Reporting useful state from a distributed system is a matter of having the right abstractions, and having aggregation and syncing mechanisms. Syncing mechanisms have always been present in some form in network protocols; we just need to apply a similar level of rigor to SDN Analytics. We can think of the processing elements of a SDN system themselves as Network Elements forming a network. In that case, having a state aggregation mechanism is akin to a traditional NMS system correlating the operational state of Network Elements. This state aggregation enables us to view the current state of the overall system.

But troubleshooting a system is not just a matter of the looking at the current state of the system – we are often interested in how we got there. Having more granular data is an asset, as long as you can present it in a timely and actionable way. Take an example of a multi-tier application with a web front-end and database back-end. If the application is not able to serve its customers with the right SLA’s (e.g. transaction latency is much higher than expected), network troubleshooting starts with traffic flows that are attributable to the application. We’ll need the ability to slice-and-dice traffic statistics for these flows end-to-end between Virtual Network boundaries and even VMs. This can span multiple data-forwarding elements. And, we need to do it in real-time. Doing this at scale, for a large data-center, is challenging. Horizontal software scaling techniques, such as those used in NoSQL database paradigms, can help.

The Open Software Environment:

Managing the datacenter’s compute, storage, networking and applications is a fast-moving field. Architectures and solutions evolve along with data-center functional requirements, economics and available technology. SDN Analytics must provide northbound interfaces (the interface to provide information) that allow for easy integration with other orchestration and monitoring software applications. Customers may be using 3rd-party vendor applications, and/or developing software internally under their own DevOps model.

Complex software systems need to support intelligent, proactive monitoring. For example, consider a software bug in routing that results in excessive memory being used by a control plane process. By automatically tracking the memory use of a particular processing element over time, or comparing it to other similar processing elements, we can display outliers that deserve further troubleshooting analysis. SDN Analytics needs to support such detection natively, as well as provide northbound APIs for other software to this.

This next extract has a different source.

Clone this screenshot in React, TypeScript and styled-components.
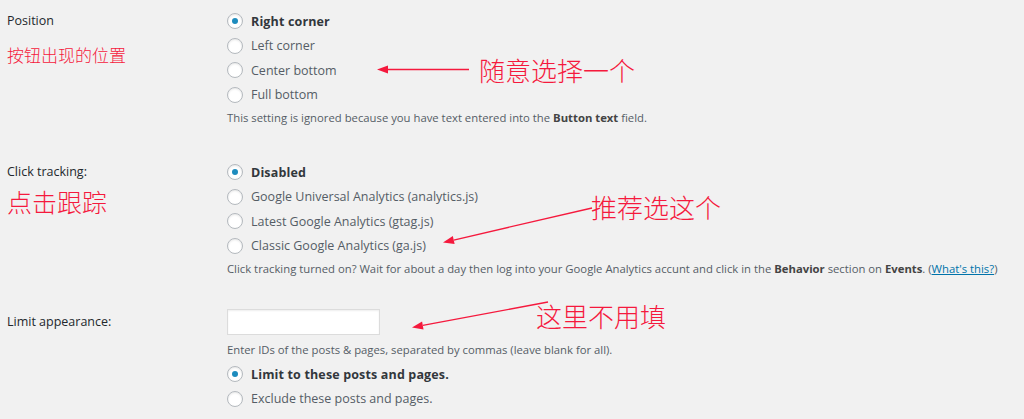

Open APIs are required for southbound interfaces (the interface to gather information) as well. SDN controllers don’t operate in a vacuum. The network will have a variety of both virtual and physical routers, gateways and network services appliances, and from different vendors. SDN Analytics should provide a consolidated view of all these elements.  For example, we should be able to correlate events reported by a physical router with events happening in the SDN control plane.  Its possible to extend this further, and correlate with other applications operating in the data-center. Support for standards such as netflow and syslog is helpful. In all these cases, the ability to slice-and-dice the information and search though the vast sea of data is vital.

In future blog entries we will discuss the OpenContrail Analytics solution, and examples of how it addresses these challenges and opportunities. SDN enables powerful solutions for getting agility, security, utilization and performance from the multi-tenant datacenter. Strong Analytics is necessary for humans to actually operate it.